**Exercise task**
Sift the listing for lines that hold the string "with" and pull them out.

**Dataset records**
----------------------------------------

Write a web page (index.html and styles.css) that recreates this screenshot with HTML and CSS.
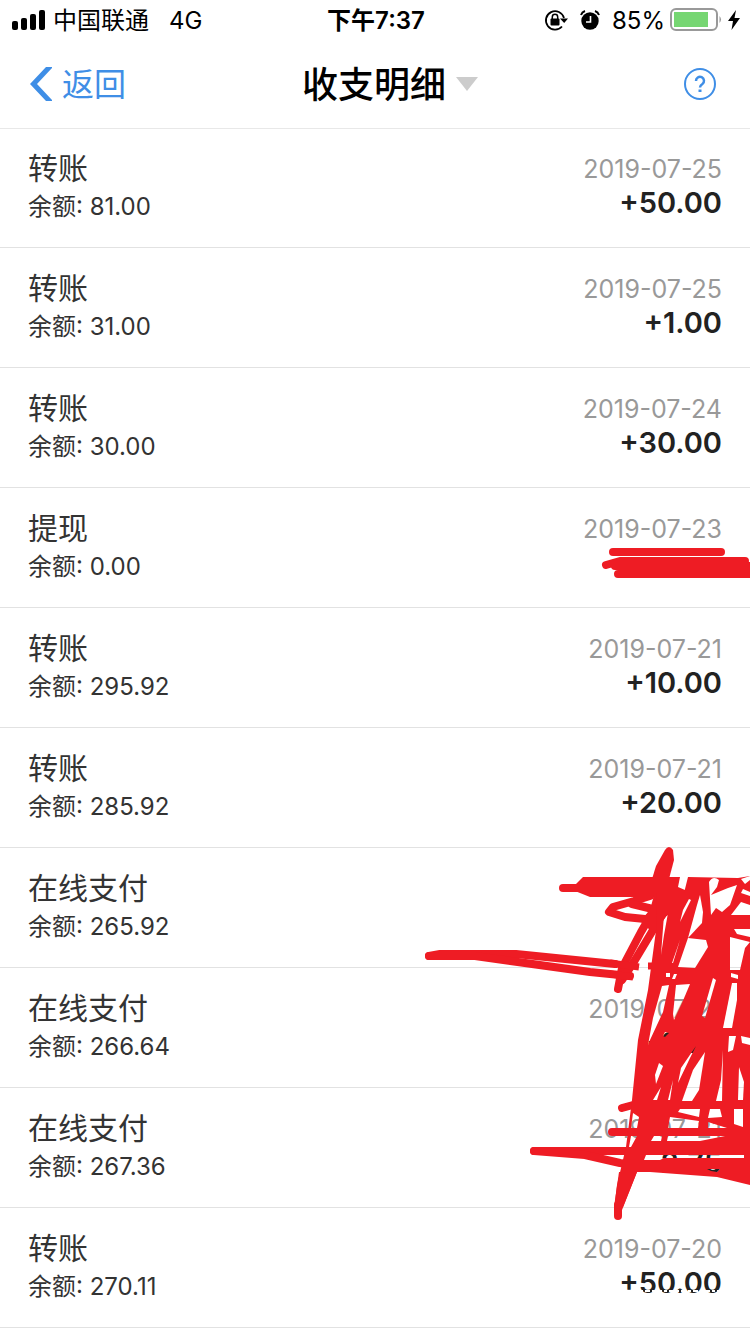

----------------------------------------

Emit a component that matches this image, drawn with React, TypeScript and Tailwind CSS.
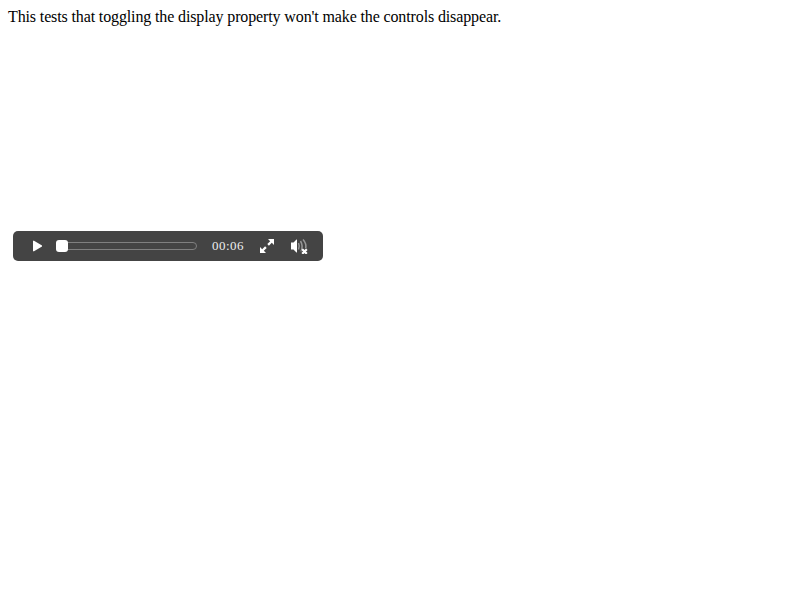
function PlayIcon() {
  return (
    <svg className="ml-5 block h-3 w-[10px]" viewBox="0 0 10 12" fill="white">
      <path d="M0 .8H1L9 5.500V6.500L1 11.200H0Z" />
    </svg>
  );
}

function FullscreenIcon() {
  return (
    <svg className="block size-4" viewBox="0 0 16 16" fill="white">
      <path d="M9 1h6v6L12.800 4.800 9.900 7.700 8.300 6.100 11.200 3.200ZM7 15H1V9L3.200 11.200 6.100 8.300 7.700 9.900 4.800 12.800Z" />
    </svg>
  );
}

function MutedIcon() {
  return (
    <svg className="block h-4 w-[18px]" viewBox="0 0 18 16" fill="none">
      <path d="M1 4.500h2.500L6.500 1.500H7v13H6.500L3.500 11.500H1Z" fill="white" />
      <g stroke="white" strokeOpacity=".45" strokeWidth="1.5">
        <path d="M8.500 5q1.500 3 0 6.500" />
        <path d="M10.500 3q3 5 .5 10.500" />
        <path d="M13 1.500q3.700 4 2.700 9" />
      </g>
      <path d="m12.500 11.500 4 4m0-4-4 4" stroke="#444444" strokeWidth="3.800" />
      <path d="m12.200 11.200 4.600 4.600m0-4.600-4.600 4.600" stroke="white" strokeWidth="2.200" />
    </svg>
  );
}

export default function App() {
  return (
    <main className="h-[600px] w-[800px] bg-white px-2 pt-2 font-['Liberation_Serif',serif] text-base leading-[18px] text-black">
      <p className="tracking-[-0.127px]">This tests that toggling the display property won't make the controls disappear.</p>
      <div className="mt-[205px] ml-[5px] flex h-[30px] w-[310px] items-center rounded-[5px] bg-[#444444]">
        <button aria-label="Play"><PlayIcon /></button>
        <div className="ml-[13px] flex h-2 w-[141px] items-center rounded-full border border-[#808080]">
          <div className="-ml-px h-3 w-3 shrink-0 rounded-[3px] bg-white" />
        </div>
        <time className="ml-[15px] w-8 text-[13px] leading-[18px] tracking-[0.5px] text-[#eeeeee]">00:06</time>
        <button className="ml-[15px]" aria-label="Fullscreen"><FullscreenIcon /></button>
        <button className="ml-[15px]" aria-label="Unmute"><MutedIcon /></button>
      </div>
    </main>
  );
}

----------------------------------------

**Solution**
Write a web page (index.html and styles.css) that recreates this screenshot with HTML and CSS.
Emit a component that matches this image, drawn with React, TypeScript and Tailwind CSS.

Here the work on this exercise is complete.